今日は楽天を選びました。下の売上の伸びを見てください。高評価になるのがお分かり頂けると思います。ただ、楽天はM&Aで伸びてきた会社です。中核事業はEC部門ですね。ネット・ショッピングなどの分野です。M&Aを繰り返してきたせいで事業の再構築に時間を要しました。(法令改正を含む環境変化あり)しかし今第三四半期で懸案だったKC部門、楽天クレジットの分野の出血が止まり、戦力化するものと思われますね。この見込みは大きいのです。最近、武富士などもサラ金株も上昇傾向にあるのは業界全体で環境激変の対応が、ほぼ終了したのでしょう。楽天に残る問題はTBSとフュージョンです。クレジット分野の再建の手腕を見れば、フュージョンの通信事業も再建が可能で戦略化できると考えますが、その点の評価は難しいですね。


市場での現状の評価は低いですね。
15%程度の伸びですが、クレジット部門などの評価を考えねばなりません。PER40倍程度が妥当だろうと考えています。楽天は4Qの業績が毎年大きく上がります。同時にTBSの評価損の考え方、フュージョンの考え方が、株価に大きく影響を与えるものと思われます。EC事業などの売上は前年同期比28%の伸び率ですね。
昨年の4Qの売上が501.5億、営業利益が114.9億円、経常利益が125.8億円ですから、単純に1Q~3Qの実績に昨年の水準を足すと、今期の予想売上高は2011.6億円、営業利益は314.5億円、経常利益は339.4億円になります。実効税率を45%として最終利益が186.67億円なので一株利益は1428円になります。PER40倍なら57116円の評価になりますね。

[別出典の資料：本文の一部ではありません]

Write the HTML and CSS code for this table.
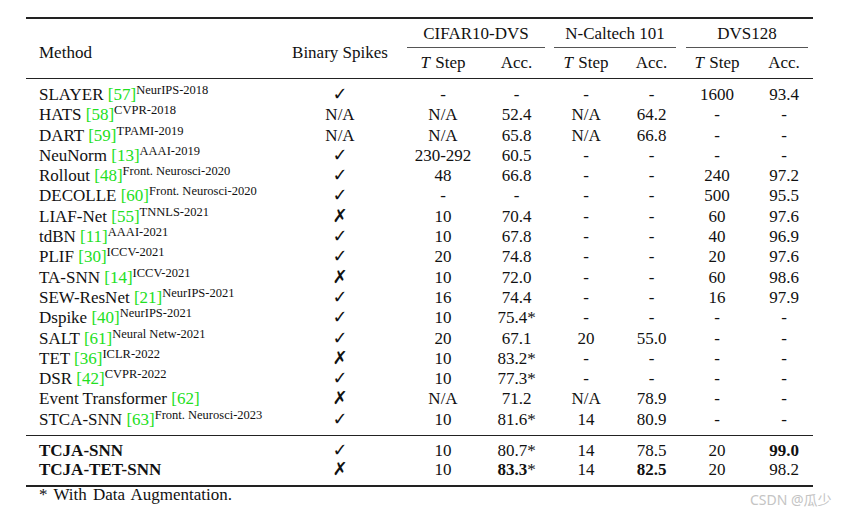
FILE: index.html
```html
<!DOCTYPE html>
<html>
<head>
<meta charset="utf-8">
<link rel="stylesheet" href="styles.css">
</head>
<body>
<div class="page">
  <table class="results">
    <colgroup>
      <col class="c-method"><col class="c-bin"><col class="c-t1"><col class="c-a1"><col class="c-t2"><col class="c-a2"><col class="c-t3"><col class="c-a3">
    </colgroup>
    <thead>
      <tr class="h1">
        <th rowspan="2" class="method">Method</th>
        <th rowspan="2" class="bin">Binary Spikes</th>
        <th colspan="2" class="grp"><div class="cmid">CIFAR10-DVS</div></th>
        <th colspan="2" class="grp"><div class="cmid">N-Caltech 101</div></th>
        <th colspan="2" class="grp"><div class="cmid cmid-last">DVS128</div></th>
      </tr>
      <tr class="h2">
        <th><i>T</i> Step</th><th>Acc.</th>
        <th><i>T</i> Step</th><th>Acc.</th>
        <th><i>T</i> Step</th><th>Acc.</th>
      </tr>
    </thead>
    <tbody class="main">
      <tr><td class="method">SLAYER <span class="ref">[57]</span><span class="sup">NeurIPS-2018</span></td><td><span class="mk">✓</span></td><td>-</td><td>-</td><td>-</td><td>-</td><td>1600</td><td>93.4</td></tr>
      <tr><td class="method">HATS <span class="ref">[58]</span><span class="sup">CVPR-2018</span></td><td>N/A</td><td>N/A</td><td>52.4</td><td>N/A</td><td>64.2</td><td>-</td><td>-</td></tr>
      <tr><td class="method">DART <span class="ref">[59]</span><span class="sup">TPAMI-2019</span></td><td>N/A</td><td>N/A</td><td>65.8</td><td>N/A</td><td>66.8</td><td>-</td><td>-</td></tr>
      <tr><td class="method">NeuNorm <span class="ref">[13]</span><span class="sup">AAAI-2019</span></td><td><span class="mk">✓</span></td><td>230-292</td><td>60.5</td><td>-</td><td>-</td><td>-</td><td>-</td></tr>
      <tr><td class="method">Rollout <span class="ref">[48]</span><span class="sup">Front. Neurosci-2020</span></td><td><span class="mk">✓</span></td><td>48</td><td>66.8</td><td>-</td><td>-</td><td>240</td><td>97.2</td></tr>
      <tr><td class="method">DECOLLE <span class="ref">[60]</span><span class="sup">Front. Neurosci-2020</span></td><td><span class="mk">✓</span></td><td>-</td><td>-</td><td>-</td><td>-</td><td>500</td><td>95.5</td></tr>
      <tr><td class="method">LIAF-Net <span class="ref">[55]</span><span class="sup">TNNLS-2021</span></td><td><span class="mk">✗</span></td><td>10</td><td>70.4</td><td>-</td><td>-</td><td>60</td><td>97.6</td></tr>
      <tr><td class="method">tdBN <span class="ref">[11]</span><span class="sup">AAAI-2021</span></td><td><span class="mk">✓</span></td><td>10</td><td>67.8</td><td>-</td><td>-</td><td>40</td><td>96.9</td></tr>
      <tr><td class="method">PLIF <span class="ref">[30]</span><span class="sup">ICCV-2021</span></td><td><span class="mk">✓</span></td><td>20</td><td>74.8</td><td>-</td><td>-</td><td>20</td><td>97.6</td></tr>
      <tr><td class="method">TA-SNN <span class="ref">[14]</span><span class="sup">ICCV-2021</span></td><td><span class="mk">✗</span></td><td>10</td><td>72.0</td><td>-</td><td>-</td><td>60</td><td>98.6</td></tr>
      <tr><td class="method">SEW-ResNet <span class="ref">[21]</span><span class="sup">NeurIPS-2021</span></td><td><span class="mk">✓</span></td><td>16</td><td>74.4</td><td>-</td><td>-</td><td>16</td><td>97.9</td></tr>
      <tr><td class="method">Dspike <span class="ref">[40]</span><span class="sup">NeurIPS-2021</span></td><td><span class="mk">✓</span></td><td>10</td><td>75.4*</td><td>-</td><td>-</td><td>-</td><td>-</td></tr>
      <tr><td class="method">SALT <span class="ref">[61]</span><span class="sup">Neural Netw-2021</span></td><td><span class="mk">✓</span></td><td>20</td><td>67.1</td><td>20</td><td>55.0</td><td>-</td><td>-</td></tr>
      <tr><td class="method">TET <span class="ref">[36]</span><span class="sup">ICLR-2022</span></td><td><span class="mk">✗</span></td><td>10</td><td>83.2*</td><td>-</td><td>-</td><td>-</td><td>-</td></tr>
      <tr><td class="method">DSR <span class="ref">[42]</span><span class="sup">CVPR-2022</span></td><td><span class="mk">✓</span></td><td>10</td><td>77.3*</td><td>-</td><td>-</td><td>-</td><td>-</td></tr>
      <tr><td class="method">Event Transformer <span class="ref">[62]</span></td><td><span class="mk">✗</span></td><td>N/A</td><td>71.2</td><td>N/A</td><td>78.9</td><td>-</td><td>-</td></tr>
      <tr><td class="method">STCA-SNN <span class="ref">[63]</span><span class="sup">Front. Neurosci-2023</span></td><td><span class="mk">✓</span></td><td>10</td><td>81.6*</td><td>14</td><td>80.9</td><td>-</td><td>-</td></tr>
    </tbody>
    <tbody class="ours">
      <tr><td class="method"><b>TCJA-SNN</b></td><td><span class="mk">✓</span></td><td>10</td><td>80.7*</td><td>14</td><td>78.5</td><td>20</td><td><b>99.0</b></td></tr>
      <tr><td class="method"><b>TCJA-TET-SNN</b></td><td><span class="mk">✗</span></td><td>10</td><td><b>83.3</b>*</td><td>14</td><td><b>82.5</b></td><td>20</td><td>98.2</td></tr>
    </tbody>
  </table>
  <p class="note">* With Data Augmentation.</p>
  <div class="watermark">CSDN @瓜少</div>
</div>
</body>
</html>
```

FILE: styles.css
```css
html, body {
  margin: 0;
  padding: 0;
  background: #fff;
}

.page {
  position: relative;
  width: 846px;
  height: 516px;
  padding-top: 17px;
  box-sizing: border-box;
  font-family: "Liberation Serif", "Times New Roman", serif;
  color: #111;
  font-size: 17px;
}

.results {
  margin-left: 26px;
  width: 787px;
  table-layout: fixed;
  border-collapse: separate;
  border-spacing: 0;
}

.c-method { width: 253px; }
.c-bin { width: 122px; }
.c-t1 { width: 84px; }
.c-a1 { width: 63px; }
.c-t2 { width: 76px; }
.c-a2 { width: 55px; }
.c-t3 { width: 76px; }
.c-a3 { width: 58px; }

th, td {
  padding: 0;
  text-align: center;
  font-weight: normal;
  white-space: nowrap;
}

.h1 th {
  border-top: 2px solid #222;
  padding-top: 5px;
  padding-bottom: 0;
  line-height: 20px;
}

.h1 th.method,
.h1 th.bin {
  vertical-align: bottom;
  padding-bottom: 15px;
  border-bottom: 1px solid #222;
}

th.method, td.method {
  text-align: left;
  padding-left: 13px;
}

.cmid {
  padding-bottom: 3px;
  margin: 0 3px 0 6px;
  border-bottom: 1px solid #555;
}

.cmid-last {
  margin-right: 5px;
  margin-left: 7px;
}

.h2 th {
  padding-top: 5px;
  padding-bottom: 5px;
  line-height: 20px;
  border-bottom: 1px solid #222;
}

.h2 i {
  margin-right: 1px;
}

.main td {
  line-height: 20.3px;
  height: 20.3px;
}

.main tr:first-child td {
  padding-top: 6px;
}

.main tr:last-child td {
  padding-bottom: 5px;
}

.ours td {
  line-height: 19px;
}

.ours tr:first-child td {
  border-top: 1px solid #222;
  padding-top: 5px;
}

.ours tr:last-child td {
  padding-bottom: 6px;
  border-bottom: 2px solid #222;
}

.ref {
  color: #22e022;
}

.sup {
  font-size: 12.5px;
  vertical-align: 6.5px;
  line-height: 0;
}

.mk {
  font-family: "DejaVu Sans", sans-serif;
  font-size: 18px;
  line-height: 0;
}

.note {
  margin: 0;
  padding-left: 39px;
  line-height: 16px;
  word-spacing: 2px;
}

.watermark {
  position: absolute;
  left: 750px;
  top: 491px;
  font-family: "Noto Sans", "Noto Sans CJK SC", sans-serif;
  font-size: 14px;
  line-height: 18px;
  color: #c4c4c4;
}
```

さて会社側では説明会でクレジット分野の改善を強調しており、引き当て金を除いた数字である100億円の利益の上乗せの可能性を指摘していました。この数字は楽天にとって大きいですね。実効税率を45%にすると、一株利益421円にあたります。PER40倍なら16840円の株価上昇の可能性がある事になります。つまり株価が73956円に…変化する可能性が既に存在するのです。
この会社の評価は難しいですね。EC事業の伸び率は落ちているかもしれないし、フュージョンの再建の行方、TBS問題など、見方により、どっちにでも評価が変わりますからね。この事業再建力などを考えれば私は高評価です。PER50倍程度の世界標準並みのネット株評価を与えても良いと思います。それなら潜在的高評価株価なら、1428円と421円の足して、PER50倍なので92450円になるのですが…果たして市場は、どのような評価を下すのでしょうか?